In Hidalgo County, nine former lawmen were recently sentenced on federal drug charges, much of this involving a police drug unit ripping off drugs and escorting cars carrying drugs. The former Hidalgo County Sheriff was just sentenced to five years for taking money from a drug trafficker.

In Balcones Heights, investigators have been trying to piece together the facts in the slaying of police officer Julian Pesina. Among the angles they are pursuing is the possibility he was affiliated with the Texas Mexican Mafia. The Balcones Heights police chief was recently removed, partly for failing to heed warnings that Pesina had this involvement.

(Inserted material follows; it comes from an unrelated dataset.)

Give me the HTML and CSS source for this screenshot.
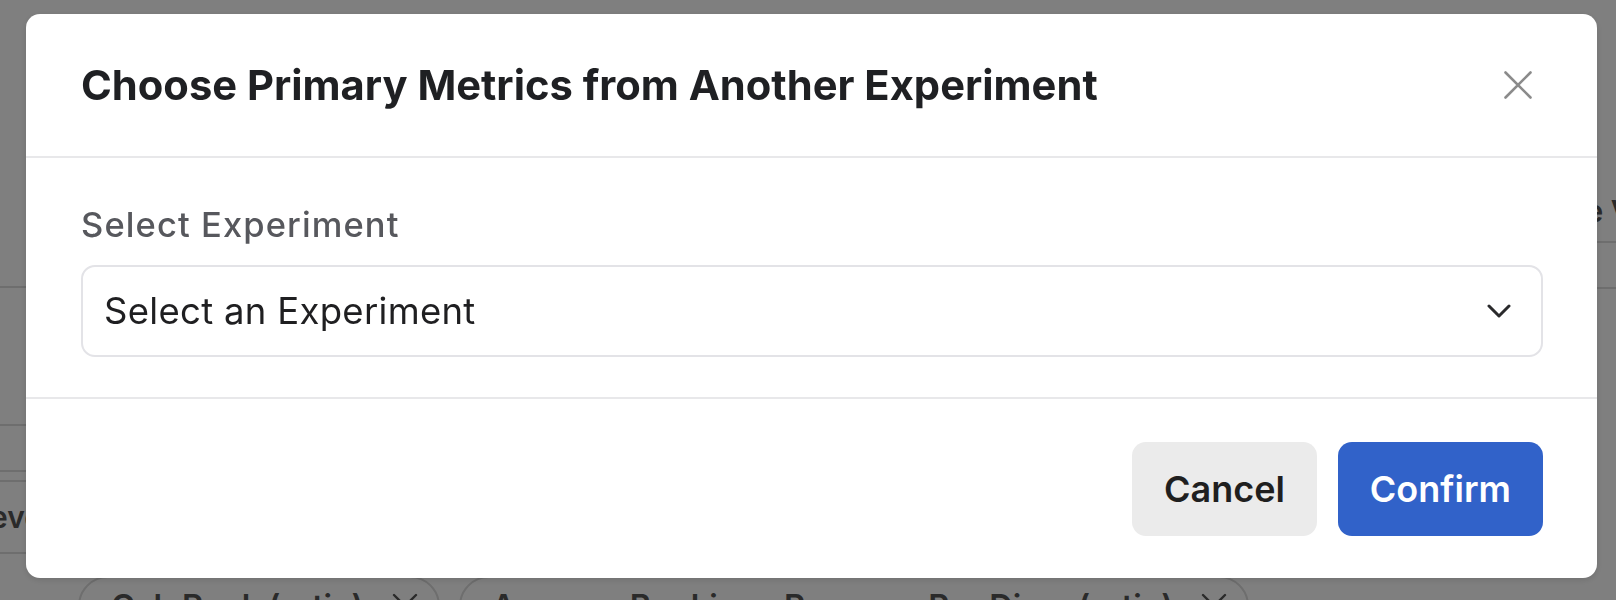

Investigators also are looking into the possibility that such recruitment isn't an isolated event, according to a recent Express-News article recently by Guillermo Contreras and Drew Joseph.

Reporting in 2013 revealed that the FBI believed the Mexican drug cartel, Los Zetas, had a deal with the Texas gang to collect debts, execute hits and traffic drugs in and through Laredo.
The possibility of even a single corrupt cop is troubling — broad recruitment by a gang affiliated with any of the powerful and rich Mexican cartels is doubly so.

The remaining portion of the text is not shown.